> [Requirement]: Exactly as they appear, output all of the records. Skip any images.

> [Task inputs]:
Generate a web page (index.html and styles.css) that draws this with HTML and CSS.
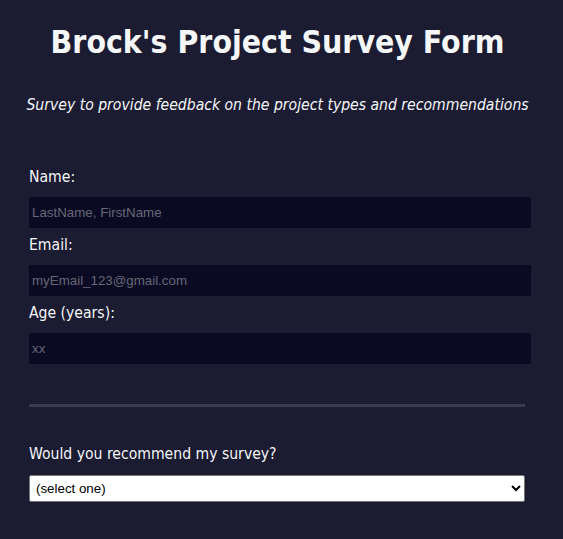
FILE: index.html
```html
<!DOCTYPE html>
<html lang="en">
<head>
<meta charset="utf-8">
<title>Brock's Project Survey Form</title>
<link rel="stylesheet" href="styles.css">
</head>
<body>
  <header class="header">
    <h1 class="title">Brock's Project Survey Form</h1>
    <p class="description">Survey to provide feedback on the project types and recommendations</p>
  </header>
  <form class="form">
    <div class="fields">
      <label class="label" for="name">Name:</label>
      <input class="input" id="name" type="text" placeholder="LastName, FirstName">
      <label class="label" for="email">Email:</label>
      <input class="input" id="email" type="email" placeholder="myEmail_123@gmail.com">
      <label class="label" for="age">Age (years):</label>
      <input class="input" id="age" type="number" placeholder="xx">
    </div>
    <hr class="rule">
    <div class="question">
      <label class="label" for="recommend">Would you recommend my survey?</label>
      <select class="select" id="recommend">
        <option>(select one)</option>
        <option>Yes</option>
        <option>No</option>
      </select>
    </div>
  </form>
</body>
</html>
```
FILE: styles.css
```css
* { box-sizing: border-box; }
html, body { margin: 0; padding: 0; }
body {
  background: #1b1b32;
  color: #f5f6f7;
  font-family: Tahoma, "DejaVu Sans Condensed", "DejaVu Sans", sans-serif;
  font-size: 16px;
  min-height: 539px;
}
.header { text-align: center; padding-top: 22px; padding-right: 8px; }
.title {
  margin: 0;
  font-size: 31.7px;
  line-height: 40px;
  font-weight: bold;
}
.description {
  margin: 33px 0 0;
  font-style: italic;
  font-size: 15.6px;
  line-height: 20px;
}
.form {
  width: 502px;
  margin-left: 29px;
  padding-top: 52px;
}
.fields { display: flex; flex-direction: column; }
.label { display: block; line-height: 20px; font-size: 15.6px; }
.fields .label { margin-bottom: 10px; }
.input {
  display: block;
  width: 502px;
  height: 31px;
  margin: 0 0 7px;
  padding: 0 3px;
  border: none;
  background: #0a0a23;
  color: #f5f6f7;
  font-family: "Liberation Sans", Arial, sans-serif;
  font-size: 13.33px;
  outline: none;
}
.input::placeholder { color: #676775; }
.input::-webkit-outer-spin-button, .input::-webkit-inner-spin-button { -webkit-appearance: none; margin: 0; }
.rule {
  width: 496px;
  height: 3px;
  margin: 33px 0 0;
  border: none;
  background: #3b3b4f;
}
.question { padding-top: 37px; }
.question .label { margin-bottom: 11px; }
.select {
  display: block;
  width: 496px;
  height: 27px;
  font-family: "Liberation Sans", Arial, sans-serif;
  font-size: 13.33px;
  color: #000;
  background: #fff;
  border: 1px solid #767676;
  border-radius: 2px;
  padding: 0 2px;
}
```
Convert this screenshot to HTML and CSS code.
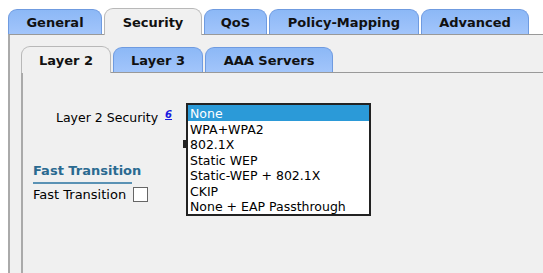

> [Expected answer]:
Generate a web page (index.html and styles.css) that draws this with HTML and CSS.
FILE: index.html
```html
<!DOCTYPE html>
<html lang="en">
<head>
<meta charset="utf-8">
<title>Brock's Project Survey Form</title>
<link rel="stylesheet" href="styles.css">
</head>
<body>
  <header class="header">
    <h1 class="title">Brock's Project Survey Form</h1>
    <p class="description">Survey to provide feedback on the project types and recommendations</p>
  </header>
  <form class="form">
    <div class="fields">
      <label class="label" for="name">Name:</label>
      <input class="input" id="name" type="text" placeholder="LastName, FirstName">
      <label class="label" for="email">Email:</label>
      <input class="input" id="email" type="email" placeholder="myEmail_123@gmail.com">
      <label class="label" for="age">Age (years):</label>
      <input class="input" id="age" type="number" placeholder="xx">
    </div>
    <hr class="rule">
    <div class="question">
      <label class="label" for="recommend">Would you recommend my survey?</label>
      <select class="select" id="recommend">
        <option>(select one)</option>
        <option>Yes</option>
        <option>No</option>
      </select>
    </div>
  </form>
</body>
</html>
```
FILE: styles.css
```css
* { box-sizing: border-box; }
html, body { margin: 0; padding: 0; }
body {
  background: #1b1b32;
  color: #f5f6f7;
  font-family: Tahoma, "DejaVu Sans Condensed", "DejaVu Sans", sans-serif;
  font-size: 16px;
  min-height: 539px;
}
.header { text-align: center; padding-top: 22px; padding-right: 8px; }
.title {
  margin: 0;
  font-size: 31.7px;
  line-height: 40px;
  font-weight: bold;
}
.description {
  margin: 33px 0 0;
  font-style: italic;
  font-size: 15.6px;
  line-height: 20px;
}
.form {
  width: 502px;
  margin-left: 29px;
  padding-top: 52px;
}
.fields { display: flex; flex-direction: column; }
.label { display: block; line-height: 20px; font-size: 15.6px; }
.fields .label { margin-bottom: 10px; }
.input {
  display: block;
  width: 502px;
  height: 31px;
  margin: 0 0 7px;
  padding: 0 3px;
  border: none;
  background: #0a0a23;
  color: #f5f6f7;
  font-family: "Liberation Sans", Arial, sans-serif;
  font-size: 13.33px;
  outline: none;
}
.input::placeholder { color: #676775; }
.input::-webkit-outer-spin-button, .input::-webkit-inner-spin-button { -webkit-appearance: none; margin: 0; }
.rule {
  width: 496px;
  height: 3px;
  margin: 33px 0 0;
  border: none;
  background: #3b3b4f;
}
.question { padding-top: 37px; }
.question .label { margin-bottom: 11px; }
.select {
  display: block;
  width: 496px;
  height: 27px;
  font-family: "Liberation Sans", Arial, sans-serif;
  font-size: 13.33px;
  color: #000;
  background: #fff;
  border: 1px solid #767676;
  border-radius: 2px;
  padding: 0 2px;
}
```
Convert this screenshot to HTML and CSS code.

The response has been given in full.